As a side note,  I think that the ProCross breeding scheme offers a way to mitigate this situation for producers.  I suspect that any surplus ProCross females would gain faster and more effeciently than would Holsteins or Jerseys, thus be worth more to implant and finish.  That's just idle speculation, but would warrant consideration by commercial producers needing to manage beef vs. dairy numbers.

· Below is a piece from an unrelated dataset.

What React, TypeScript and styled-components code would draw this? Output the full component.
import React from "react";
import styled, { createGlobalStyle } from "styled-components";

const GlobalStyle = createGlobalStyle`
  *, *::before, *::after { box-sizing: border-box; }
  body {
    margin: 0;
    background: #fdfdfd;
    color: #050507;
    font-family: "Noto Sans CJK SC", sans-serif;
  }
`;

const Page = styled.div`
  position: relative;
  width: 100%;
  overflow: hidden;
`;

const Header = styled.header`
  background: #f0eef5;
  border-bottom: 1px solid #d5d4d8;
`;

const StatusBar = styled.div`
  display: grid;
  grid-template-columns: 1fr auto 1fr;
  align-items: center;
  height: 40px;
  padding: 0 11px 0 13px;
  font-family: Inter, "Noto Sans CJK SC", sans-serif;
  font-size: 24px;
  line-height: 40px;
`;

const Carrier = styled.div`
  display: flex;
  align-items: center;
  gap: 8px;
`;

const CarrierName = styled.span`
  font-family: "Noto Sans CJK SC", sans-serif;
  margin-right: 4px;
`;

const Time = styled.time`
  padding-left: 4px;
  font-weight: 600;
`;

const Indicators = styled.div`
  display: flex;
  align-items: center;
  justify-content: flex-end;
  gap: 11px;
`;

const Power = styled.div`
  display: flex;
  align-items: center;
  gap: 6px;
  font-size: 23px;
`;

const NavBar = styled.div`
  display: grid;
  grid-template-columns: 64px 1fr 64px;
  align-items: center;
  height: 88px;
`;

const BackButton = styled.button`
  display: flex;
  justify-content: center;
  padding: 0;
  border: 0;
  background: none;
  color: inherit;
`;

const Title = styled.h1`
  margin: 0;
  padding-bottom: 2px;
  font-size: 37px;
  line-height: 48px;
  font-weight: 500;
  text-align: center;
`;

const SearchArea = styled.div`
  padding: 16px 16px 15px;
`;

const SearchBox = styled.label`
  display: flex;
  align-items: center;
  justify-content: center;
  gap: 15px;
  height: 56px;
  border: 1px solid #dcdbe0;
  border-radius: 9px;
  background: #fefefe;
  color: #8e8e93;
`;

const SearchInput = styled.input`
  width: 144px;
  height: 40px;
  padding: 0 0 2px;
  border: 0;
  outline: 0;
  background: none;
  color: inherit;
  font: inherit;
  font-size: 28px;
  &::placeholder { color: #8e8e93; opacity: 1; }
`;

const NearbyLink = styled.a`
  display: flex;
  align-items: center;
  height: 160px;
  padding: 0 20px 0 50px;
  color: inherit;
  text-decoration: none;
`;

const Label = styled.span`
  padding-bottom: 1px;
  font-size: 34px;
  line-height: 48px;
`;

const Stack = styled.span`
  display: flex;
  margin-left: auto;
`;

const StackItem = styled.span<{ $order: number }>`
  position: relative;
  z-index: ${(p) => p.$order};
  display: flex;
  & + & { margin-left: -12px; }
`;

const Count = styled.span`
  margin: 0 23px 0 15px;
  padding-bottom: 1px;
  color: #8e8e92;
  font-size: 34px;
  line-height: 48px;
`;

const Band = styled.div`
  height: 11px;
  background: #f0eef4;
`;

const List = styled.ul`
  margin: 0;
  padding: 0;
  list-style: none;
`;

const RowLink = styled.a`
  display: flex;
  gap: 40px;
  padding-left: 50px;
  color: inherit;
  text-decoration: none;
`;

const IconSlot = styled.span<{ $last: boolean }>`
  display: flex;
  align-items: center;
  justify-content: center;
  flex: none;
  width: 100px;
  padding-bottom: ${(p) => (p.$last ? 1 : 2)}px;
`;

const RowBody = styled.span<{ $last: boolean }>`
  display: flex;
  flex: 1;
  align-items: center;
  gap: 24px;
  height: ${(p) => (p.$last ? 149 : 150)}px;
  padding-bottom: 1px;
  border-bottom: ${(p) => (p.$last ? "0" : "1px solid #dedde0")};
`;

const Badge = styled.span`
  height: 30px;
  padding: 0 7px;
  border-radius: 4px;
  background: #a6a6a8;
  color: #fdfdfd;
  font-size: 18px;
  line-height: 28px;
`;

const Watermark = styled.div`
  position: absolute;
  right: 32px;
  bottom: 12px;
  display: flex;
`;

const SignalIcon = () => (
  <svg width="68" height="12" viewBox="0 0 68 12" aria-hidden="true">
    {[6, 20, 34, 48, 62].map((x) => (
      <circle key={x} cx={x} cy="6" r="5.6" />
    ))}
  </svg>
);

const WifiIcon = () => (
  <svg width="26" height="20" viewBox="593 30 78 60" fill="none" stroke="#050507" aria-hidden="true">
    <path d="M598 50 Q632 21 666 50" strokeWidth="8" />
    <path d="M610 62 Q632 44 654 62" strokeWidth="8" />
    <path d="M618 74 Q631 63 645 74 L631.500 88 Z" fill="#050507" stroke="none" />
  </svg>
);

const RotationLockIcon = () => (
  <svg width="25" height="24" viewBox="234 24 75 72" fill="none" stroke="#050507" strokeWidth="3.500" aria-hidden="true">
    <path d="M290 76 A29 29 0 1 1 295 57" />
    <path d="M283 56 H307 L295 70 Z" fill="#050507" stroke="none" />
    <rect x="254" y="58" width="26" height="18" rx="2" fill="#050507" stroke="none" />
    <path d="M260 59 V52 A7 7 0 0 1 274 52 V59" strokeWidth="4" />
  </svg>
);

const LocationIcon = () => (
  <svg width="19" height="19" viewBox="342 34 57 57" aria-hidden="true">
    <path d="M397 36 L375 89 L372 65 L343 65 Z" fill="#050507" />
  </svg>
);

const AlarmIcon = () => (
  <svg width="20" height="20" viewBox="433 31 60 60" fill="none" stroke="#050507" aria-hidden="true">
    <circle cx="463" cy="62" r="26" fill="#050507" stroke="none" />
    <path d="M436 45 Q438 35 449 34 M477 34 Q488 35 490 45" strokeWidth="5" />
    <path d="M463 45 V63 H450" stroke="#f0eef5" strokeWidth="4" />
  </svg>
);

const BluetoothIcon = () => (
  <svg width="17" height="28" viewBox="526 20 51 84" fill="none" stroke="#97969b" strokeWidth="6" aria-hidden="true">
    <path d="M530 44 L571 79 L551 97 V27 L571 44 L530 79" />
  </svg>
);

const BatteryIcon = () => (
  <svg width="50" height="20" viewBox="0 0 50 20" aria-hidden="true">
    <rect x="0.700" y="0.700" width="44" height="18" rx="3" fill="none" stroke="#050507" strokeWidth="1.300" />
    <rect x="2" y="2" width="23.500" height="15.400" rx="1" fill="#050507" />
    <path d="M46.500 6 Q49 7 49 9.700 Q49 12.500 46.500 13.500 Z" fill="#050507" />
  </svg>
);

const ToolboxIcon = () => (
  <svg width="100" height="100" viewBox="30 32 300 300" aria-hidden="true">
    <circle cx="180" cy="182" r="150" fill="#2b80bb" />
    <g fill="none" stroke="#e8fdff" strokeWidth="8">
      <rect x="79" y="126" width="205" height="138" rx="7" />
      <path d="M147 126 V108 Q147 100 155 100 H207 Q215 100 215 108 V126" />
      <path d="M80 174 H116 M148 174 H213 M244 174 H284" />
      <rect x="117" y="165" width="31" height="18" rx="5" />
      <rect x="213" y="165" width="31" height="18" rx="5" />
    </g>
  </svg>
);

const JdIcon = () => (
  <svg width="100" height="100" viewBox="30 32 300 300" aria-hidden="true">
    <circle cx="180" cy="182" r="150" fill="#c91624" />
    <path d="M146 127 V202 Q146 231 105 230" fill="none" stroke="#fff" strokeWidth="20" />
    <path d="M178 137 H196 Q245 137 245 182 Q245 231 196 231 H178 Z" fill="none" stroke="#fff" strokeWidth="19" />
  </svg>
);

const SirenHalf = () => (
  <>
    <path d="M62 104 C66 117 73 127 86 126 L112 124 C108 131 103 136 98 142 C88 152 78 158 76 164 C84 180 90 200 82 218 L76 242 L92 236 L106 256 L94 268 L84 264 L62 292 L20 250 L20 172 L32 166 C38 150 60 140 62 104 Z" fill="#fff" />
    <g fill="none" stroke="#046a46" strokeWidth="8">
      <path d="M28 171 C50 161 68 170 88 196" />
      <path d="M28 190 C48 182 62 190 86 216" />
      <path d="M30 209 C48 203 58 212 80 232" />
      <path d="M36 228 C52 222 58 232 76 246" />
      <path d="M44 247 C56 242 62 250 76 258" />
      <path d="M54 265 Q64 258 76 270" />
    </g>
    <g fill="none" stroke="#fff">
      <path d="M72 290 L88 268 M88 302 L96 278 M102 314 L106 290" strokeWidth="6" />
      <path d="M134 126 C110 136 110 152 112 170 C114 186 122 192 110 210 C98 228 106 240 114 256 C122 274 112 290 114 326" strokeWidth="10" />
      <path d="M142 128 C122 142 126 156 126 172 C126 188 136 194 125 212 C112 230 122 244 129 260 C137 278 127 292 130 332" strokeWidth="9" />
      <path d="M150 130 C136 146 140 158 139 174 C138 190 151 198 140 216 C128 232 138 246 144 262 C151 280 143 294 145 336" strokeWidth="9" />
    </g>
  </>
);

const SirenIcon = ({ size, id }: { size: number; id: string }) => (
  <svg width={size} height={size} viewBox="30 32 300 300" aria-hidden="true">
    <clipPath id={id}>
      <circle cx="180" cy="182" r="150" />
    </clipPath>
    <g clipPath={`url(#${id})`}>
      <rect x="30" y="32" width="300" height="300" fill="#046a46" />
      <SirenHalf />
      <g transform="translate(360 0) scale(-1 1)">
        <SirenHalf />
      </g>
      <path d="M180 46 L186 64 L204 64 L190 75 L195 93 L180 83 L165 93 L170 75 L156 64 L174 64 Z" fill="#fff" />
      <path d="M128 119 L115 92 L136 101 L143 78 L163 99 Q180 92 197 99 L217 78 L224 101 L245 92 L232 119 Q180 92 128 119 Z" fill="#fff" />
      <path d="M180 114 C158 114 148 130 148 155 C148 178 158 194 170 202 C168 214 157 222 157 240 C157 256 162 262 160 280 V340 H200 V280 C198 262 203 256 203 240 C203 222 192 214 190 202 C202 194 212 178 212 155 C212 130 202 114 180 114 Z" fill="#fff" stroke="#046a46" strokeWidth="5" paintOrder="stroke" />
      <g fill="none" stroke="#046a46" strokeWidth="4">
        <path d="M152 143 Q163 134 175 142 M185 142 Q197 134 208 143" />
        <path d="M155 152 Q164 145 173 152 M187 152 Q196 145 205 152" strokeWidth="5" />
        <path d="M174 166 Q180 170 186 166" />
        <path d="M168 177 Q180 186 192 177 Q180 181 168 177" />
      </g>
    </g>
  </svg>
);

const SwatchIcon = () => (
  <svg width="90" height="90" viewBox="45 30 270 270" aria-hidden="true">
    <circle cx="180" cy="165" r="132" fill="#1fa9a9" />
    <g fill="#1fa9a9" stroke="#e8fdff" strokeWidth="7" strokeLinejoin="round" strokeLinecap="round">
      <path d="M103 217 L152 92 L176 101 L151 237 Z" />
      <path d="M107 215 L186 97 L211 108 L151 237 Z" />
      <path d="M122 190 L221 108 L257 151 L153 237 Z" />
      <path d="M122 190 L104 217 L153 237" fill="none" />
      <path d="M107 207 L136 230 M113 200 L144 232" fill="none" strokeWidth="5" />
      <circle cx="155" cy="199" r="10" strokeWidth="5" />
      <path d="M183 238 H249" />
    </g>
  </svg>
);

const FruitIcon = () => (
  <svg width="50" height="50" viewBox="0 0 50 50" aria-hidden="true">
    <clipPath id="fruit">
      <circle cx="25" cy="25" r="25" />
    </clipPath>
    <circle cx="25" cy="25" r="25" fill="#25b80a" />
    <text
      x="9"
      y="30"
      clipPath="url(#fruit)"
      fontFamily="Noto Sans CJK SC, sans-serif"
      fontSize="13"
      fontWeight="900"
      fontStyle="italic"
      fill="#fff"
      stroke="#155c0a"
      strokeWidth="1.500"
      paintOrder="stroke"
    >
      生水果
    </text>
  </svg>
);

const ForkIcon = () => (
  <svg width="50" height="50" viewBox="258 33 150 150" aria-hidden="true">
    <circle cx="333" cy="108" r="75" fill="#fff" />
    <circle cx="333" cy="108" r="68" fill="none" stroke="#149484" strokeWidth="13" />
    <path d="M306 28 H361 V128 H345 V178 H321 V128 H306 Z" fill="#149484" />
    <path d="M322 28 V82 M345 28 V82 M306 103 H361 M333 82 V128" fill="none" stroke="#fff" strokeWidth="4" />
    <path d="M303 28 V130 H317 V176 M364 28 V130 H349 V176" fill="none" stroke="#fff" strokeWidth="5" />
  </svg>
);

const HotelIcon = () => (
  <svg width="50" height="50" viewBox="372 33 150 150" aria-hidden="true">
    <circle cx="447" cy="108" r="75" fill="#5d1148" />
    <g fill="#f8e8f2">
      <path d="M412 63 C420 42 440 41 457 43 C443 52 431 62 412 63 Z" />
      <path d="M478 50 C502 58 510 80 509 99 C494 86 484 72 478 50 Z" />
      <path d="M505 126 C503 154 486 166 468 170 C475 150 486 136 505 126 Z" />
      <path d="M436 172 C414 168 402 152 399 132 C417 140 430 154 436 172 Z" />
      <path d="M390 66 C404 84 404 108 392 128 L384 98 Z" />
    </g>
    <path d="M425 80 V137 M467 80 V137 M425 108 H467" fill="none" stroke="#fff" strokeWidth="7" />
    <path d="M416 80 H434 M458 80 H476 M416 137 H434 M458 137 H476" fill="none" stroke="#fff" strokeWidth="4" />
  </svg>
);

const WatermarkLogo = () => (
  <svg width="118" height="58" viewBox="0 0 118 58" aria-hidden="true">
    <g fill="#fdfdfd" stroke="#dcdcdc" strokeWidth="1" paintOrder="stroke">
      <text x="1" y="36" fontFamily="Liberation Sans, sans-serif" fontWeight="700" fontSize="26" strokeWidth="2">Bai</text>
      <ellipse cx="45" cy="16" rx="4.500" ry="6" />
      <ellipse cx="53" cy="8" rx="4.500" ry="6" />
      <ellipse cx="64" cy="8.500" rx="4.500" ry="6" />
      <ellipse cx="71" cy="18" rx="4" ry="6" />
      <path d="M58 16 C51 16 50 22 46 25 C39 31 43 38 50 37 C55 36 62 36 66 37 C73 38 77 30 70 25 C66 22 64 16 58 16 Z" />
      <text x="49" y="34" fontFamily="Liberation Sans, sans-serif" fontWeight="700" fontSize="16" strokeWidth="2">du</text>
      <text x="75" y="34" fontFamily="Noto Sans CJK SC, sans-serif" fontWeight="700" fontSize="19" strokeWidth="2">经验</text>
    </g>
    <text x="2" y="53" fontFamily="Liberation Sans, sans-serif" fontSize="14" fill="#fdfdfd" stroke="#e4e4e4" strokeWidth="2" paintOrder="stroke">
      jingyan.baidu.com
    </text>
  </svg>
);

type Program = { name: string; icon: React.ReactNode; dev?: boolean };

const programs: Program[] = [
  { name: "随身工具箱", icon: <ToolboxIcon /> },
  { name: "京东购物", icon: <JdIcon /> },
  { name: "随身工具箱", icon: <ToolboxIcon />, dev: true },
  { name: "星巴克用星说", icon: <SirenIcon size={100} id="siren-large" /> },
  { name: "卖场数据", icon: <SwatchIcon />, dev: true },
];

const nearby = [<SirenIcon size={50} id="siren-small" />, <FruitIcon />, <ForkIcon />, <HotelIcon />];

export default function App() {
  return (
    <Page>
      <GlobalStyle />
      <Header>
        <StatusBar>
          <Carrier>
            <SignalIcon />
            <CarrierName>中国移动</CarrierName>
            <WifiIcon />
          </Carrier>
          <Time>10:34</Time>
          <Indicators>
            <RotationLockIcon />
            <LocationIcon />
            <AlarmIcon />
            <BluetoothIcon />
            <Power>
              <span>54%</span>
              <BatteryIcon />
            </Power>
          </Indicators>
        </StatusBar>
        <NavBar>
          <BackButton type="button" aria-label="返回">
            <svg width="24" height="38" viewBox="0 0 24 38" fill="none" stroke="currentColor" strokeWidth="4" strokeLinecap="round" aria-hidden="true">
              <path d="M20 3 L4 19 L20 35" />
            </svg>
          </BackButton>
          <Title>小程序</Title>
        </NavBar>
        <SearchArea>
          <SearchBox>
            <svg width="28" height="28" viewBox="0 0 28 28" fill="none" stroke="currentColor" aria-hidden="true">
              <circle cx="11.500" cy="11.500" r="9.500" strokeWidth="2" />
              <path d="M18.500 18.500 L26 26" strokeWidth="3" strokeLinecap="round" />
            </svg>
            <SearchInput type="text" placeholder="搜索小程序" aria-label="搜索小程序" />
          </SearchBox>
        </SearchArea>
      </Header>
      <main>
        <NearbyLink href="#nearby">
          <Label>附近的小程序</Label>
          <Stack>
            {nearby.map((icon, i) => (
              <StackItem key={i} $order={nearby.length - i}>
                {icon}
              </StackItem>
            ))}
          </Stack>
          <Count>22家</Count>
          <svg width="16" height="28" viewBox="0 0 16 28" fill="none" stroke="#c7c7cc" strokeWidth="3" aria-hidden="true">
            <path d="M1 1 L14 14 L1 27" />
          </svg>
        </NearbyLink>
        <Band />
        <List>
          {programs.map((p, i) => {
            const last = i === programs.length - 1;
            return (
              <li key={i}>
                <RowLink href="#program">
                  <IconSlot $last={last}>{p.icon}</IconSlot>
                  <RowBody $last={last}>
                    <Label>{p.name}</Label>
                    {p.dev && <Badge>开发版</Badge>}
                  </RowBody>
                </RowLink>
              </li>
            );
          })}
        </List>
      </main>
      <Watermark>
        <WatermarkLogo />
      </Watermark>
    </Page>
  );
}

Anyway, this ratio of dairy cross beef calf vs. purebred dairy calf situation seems to be a looming commodity bubble.  A commodity bubble burst over tulips 400 years ago, railroads 200 years ago, the dot coms 22 years ago, housing 13 years ago and is visiting university baccalaureates right now.

 
Reader Comments
Comments posted do not express the viewpoint of Dairy Agenda Today or its staff members.

Larry Kleiner
March, 21 2022
First of all, great spin on the university baccalaureate! In regards to the ProCross, I think Holsteins breeders are far better off crossing the bottom end of their herds to Angus or the beef breed of their choice and breeding the top end to high NM sexed bulls? Looking at good commercial Holstein herds it’s truly amazing how much CFP they are getting per cow and the low number of replacements required to maintain herd numbers. I doubt if any ProCross herd can match them?